Create initial data frame

To create my main dataframe, I initially scraped postcode data using the beautiful soup library. I then went on to clean and remove any unnecessary characters and postcodes that were out with the city limits.

Initial data frame

Acquire longitude and latitude data with Geo locator

Next, I used the postcodes from the table to search for the longitude and latitude information using the geolocator library.

Data frame with latitude and longitude data

Scrape Rent Prices

As mentioned earlier, I couldnt find a working dataset with typical commercial rental prices per postcode.

Data frame with rental prices included. Notice the NaN values.

Impute Missing Price Values

K-nearest neighbor is an algorithm that is useful for matching a point with its closest (k) neighbours in a multi-dimensional space.

Complete data frame with added imputed price data

Create Folium Map

To further understand and visualise the Glasgow neighbourhoods I utilised the folium library to build an interactive map with markers of each postcode location.

Foursquare API

Finally, using the foursquare API I searched for a list of venues in a 1000m radius of each postcode district.

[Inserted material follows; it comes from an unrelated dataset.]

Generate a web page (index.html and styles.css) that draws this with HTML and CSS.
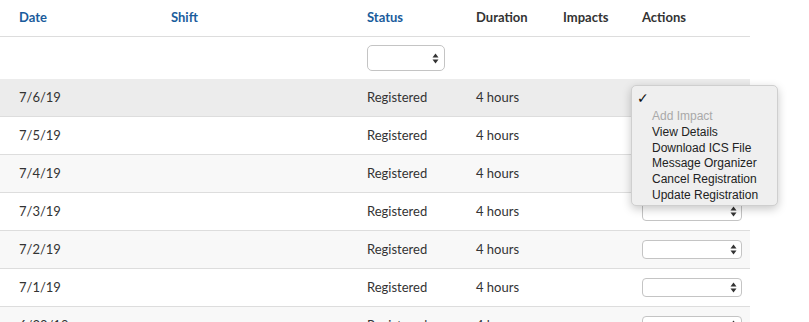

I then created a data frame out of all the venues in each area.

D. Data Analysis

Comparing Average Rent Prices For Each Neighbourhood

To visualise the rent price variation per neighbourhood, I created a choropleth map. This is a great tool to quickly see which area had the highest and lowest rent prices.

Choropleth map of Glasgow rental prices

Explore Neighbourhood Venues

To anaylse the various amenities available to each postcode area, I grouped the venues by category type and counted the total categories per neighborhood. There were 198 unique venues in the city.

Total count of unique venue categories per neighbourhood

One Hot Encoding

One hot encoding is a technique used to encode categorical data (here the venue categories in each of the neighborhoods) to a binary format for use in ML modeling.

One hot encoding table
Top venue categories per neighbourhood

K-Means Clustering

K-means is an unsupervised learning technique, that is it doesnt require any labeling of the data before use. Its goal is to group similar instances into clusters.

Scaling Price Data

I first had to scale the price data using Sci-kit learns StandardScaler.

Silhouette Score

It’s no easy task finding the optimum number of clusters to accurately represent your data, but there are some tools that help make a decision.

Silhouette Scores. Notice the elbow at cluster 3 where it dips and begins to level out. This is a good indicator of the ideal cluster.

Silhouette Diagram

I felt the graph above wasnt overly helpful in making a call on the cluster numbers. So I decided to plot a silhouette diagram.

Fitting the Data

After fitting the K means algorithm to the data. Finally I added the cluster column to our the data frame, organising it by these clusters.

Final dataframe with clusters, prices and top venue categories

E. Results

To best visualise the neighbourhood allocation to each cluster, I added them to the choropleth map.

Graph of Number of Venue Categories, Rental prices per Postcode District
Top locations based on high amenities and low rent prices

F. Discussion

The aim of this investigation was to highlight suitable areas to plan a music hub in Glasgow.

G. Conclusion

This project attempted to find a solution to a hypothetical business problem utilising some of the current data science tools and techniques.